Between those two factors, 23 states—including some key battlegrounds in the presidential election—had new voter restrictions in place for the 2016 election. Examples include laws that eliminated polling places or moved them to less accessible locations, reduced polling hours, tightened voter-ID requirements, “purged” voter rolls, and reduced early voting and Sunday voting, which are popular among minority voters in certain regions.
As we approach the 2018 midterms, we need to protect the right to vote for citizens of all races, economic levels, and political persuasions. This is an imago dei issue: If we believe that all human beings are created in the image of God (Genesis 1:26), then efforts to prevent some of God’s children from exercising their franchise must be opposed as a matter of fidelity to our faith.

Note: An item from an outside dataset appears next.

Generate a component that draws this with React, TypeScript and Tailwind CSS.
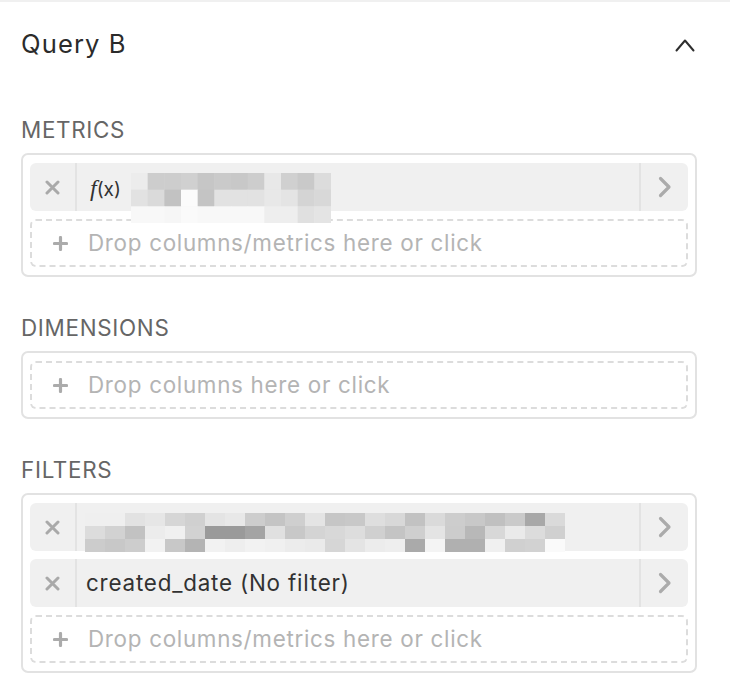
import type { ReactNode } from "react";

const metricsCells = [
  ["#ececec", "#cdcdcd", "#cdcdcd", "#d0d0d0", "#c6c6c6", "#cacaca", "#c8c8c8", "#cdcdcd", "#e8e8e8", "#d0d0d0", "#c9c9c9", "#dcdcdc"],
  ["#e2e2e2", "#dadada", "#c2c2c2", "#fbfbfb", "#c4c4c4", "#e2e2e2", "#e2e2e2", "#e2e2e2", "#e8e8e8", "#e4e4e4", "#d4d4d4", "#d8d8d8"],
  ["#f8f8f8", "#f8f8f8", "#f6f6f6", "#fafafa", "#f8f8f8", "#f8f8f8", "#f8f8f8", "#f8f8f8", "#eeeeee", "#eeeeee", "#e0e0e0", "#e4e4e4"],
];

const filterCells = [
  ["#efefef", "#efefef", "#e2e2e2", "#e6e6e6", "#d6d6d6", "#d0d0d0", "#e4e4e4", "#e8e8e8", "#cdcdcd", "#c4c4c4", "#cfcfcf", "#e4e4e4", "#c6c6c6", "#c8c8c8", "#dedede", "#d8d8d8", "#c2c2c2", "#dadada", "#cdcdcd", "#c8c8c8", "#c0c0c0", "#cacaca", "#a8a8a8", "#dadada"],
  ["#dcdcdc", "#d2d2d2", "#c2c2c2", "#ececec", "#f0f0f0", "#d2d2d2", "#9a9a9a", "#9a9a9a", "#a4a4a4", "#e0e0e0", "#c8c8c8", "#d4d4d4", "#d8d8d8", "#dddddd", "#d0d0d0", "#c4c4c4", "#cfcfcf", "#e4e4e4", "#cccccc", "#b8b8b8", "#d8d8d8", "#eaeaea", "#dcdcdc", "#d0d0d0"],
  ["#cccccc", "#c8c8c8", "#cdcdcd", "#f2f2f2", "#c8c8c8", "#b4b4b4", "#f2f2f2", "#eeeeee", "#f2f2f2", "#f0f0f0", "#ececec", "#eaeaea", "#d6d6d6", "#e4e4e4", "#ececec", "#eeeeee", "#aaaaaa", "#f4f4f4", "#b0b0b0", "#b0b0b0", "#f0f0f0", "#d0d0d0", "#d2d2d2", "#fafafa"],
];

const Mosaic = ({ cells, width, height, className }: { cells: string[][]; width: number; height: number; className: string }) => {
  const cw = width / cells[0].length;
  const ch = height / cells.length;
  return (
    <svg width={width} height={height} className={className}>
      {cells.map((row, r) =>
        row.map((c, i) => <rect key={`${r}-${i}`} x={i * cw} y={r * ch} width={cw + 0.5} height={ch + 0.5} fill={c} />)
      )}
    </svg>
  );
};

const XIcon = () => (
  <svg width="15" height="15" viewBox="0 0 15 15">
    <path d="M2 2 13 13M13 2 2 13" stroke="#a9a9a9" strokeWidth="3" strokeLinecap="round" />
  </svg>
);

const PlusIcon = () => (
  <svg width="15" height="15" viewBox="0 0 15 15">
    <path d="M7.5 1.5v12M1.5 7.5h12" stroke="#ababab" strokeWidth="3.2" strokeLinecap="round" />
  </svg>
);

const ChevronRight = () => (
  <svg width="14" height="22" viewBox="0 0 14 22">
    <polyline points="2.5,2.5 11,11 2.5,19.5" fill="none" stroke="#ababab" strokeWidth="3.2" strokeLinecap="round" strokeLinejoin="round" />
  </svg>
);

const Pill = ({ children, overlay }: { children?: ReactNode; overlay?: ReactNode }) => (
  <div className="relative flex h-[48px] items-stretch rounded-[6px] bg-[#f0f0f0]">
    <div className="flex w-[47px] items-center justify-center border-r-[2px] border-[#e3e3e3]">
      <XIcon />
    </div>
    <div className="flex flex-1 items-center pl-[9px] text-[22.4px] tracking-[0.8px] text-[#323232]">{children}</div>
    <div className="flex w-[49px] items-center justify-center border-l-[2px] border-[#e3e3e3]">
      <ChevronRight />
    </div>
    {overlay}
  </div>
);

const DropZone = ({ label }: { label: string }) => (
  <div className="flex h-[48px] items-center rounded-[6px] border-2 border-dashed border-[#dcdcdc] pl-[21px]">
    <PlusIcon />
    <span className="ml-[20px] text-[22.4px] tracking-[0.7px] text-[#b4b4b4]">{label}</span>
  </div>
);

const Section = ({ title, children }: { title: string; children: ReactNode }) => (
  <section className="mr-[33px] ml-[21px]">
    <h3 className="h-[31px] text-[22.4px] leading-[31px] tracking-[0.7px] text-[#666666]">{title}</h3>
    <div className="mt-[8px] flex flex-col gap-[8px] rounded-[7px] border-2 border-[#e2e2e2] px-[7px] py-[8px]">{children}</div>
  </section>
);

const App = () => {
  return (
    <div className="h-[684px] w-[730px] overflow-hidden border-t-2 border-[#f0f0f0] bg-white font-['Inter','Liberation_Sans',sans-serif]">
      <header className="mt-[24px] mr-[35px] ml-[21px] flex h-[36px] items-center justify-between">
        <h2 className="text-[25.6px] tracking-[1.1px] text-[#2b2b2b]">Query B</h2>
        <svg width="20" height="14" viewBox="0 0 20 14" className="mt-[2px]">
          <polyline points="1.5,12.5 10,2.5 18.5,12.5" fill="none" stroke="#2e2e2e" strokeWidth="2" strokeLinecap="round" strokeLinejoin="round" />
        </svg>
      </header>

      <div className="mt-[52px] flex flex-col gap-[35px]">
        <Section title="METRICS">
          <Pill overlay={<Mosaic cells={metricsCells} width={200} height={50} className="absolute top-[10px] left-[101px] z-10" />}>
            <span className="ml-[4px] mt-[2px] tracking-normal">
              <span className="font-['Liberation_Serif',serif] text-[24px] italic">f</span>
              <span className="text-[19px]">(x)</span>
            </span>
          </Pill>
          <DropZone label="Drop columns/metrics here or click" />
        </Section>

        <Section title="DIMENSIONS">
          <DropZone label="Drop columns here or click" />
        </Section>

        <Section title="FILTERS">
          <Pill overlay={<Mosaic cells={filterCells} width={480} height={39} className="absolute top-[10px] left-[55px] z-10" />} />
          <Pill>created_date (No filter)</Pill>
          <DropZone label="Drop columns/metrics here or click" />
        </Section>
      </div>
    </div>
  );
};

export default App;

It’s also a Matthew 25 issue: If we believe that how we treat people living in poverty and those who have been caught up in the system of mass incarceration is how we treat Christ himself, then we have a clear Christian mandate to ensure that society’s most vulnerable can exercise the right to vote.
In-person voter fraud is vanishingly rare, to the tune of only 31 documented cases out of 1 billion ballots cast between 2000 and 2014. To put it another way, the odds that any given person will attempt in-person voter fraud are something like 1 in 32 million, significantly lower than the odds of being struck by lightning. Twice.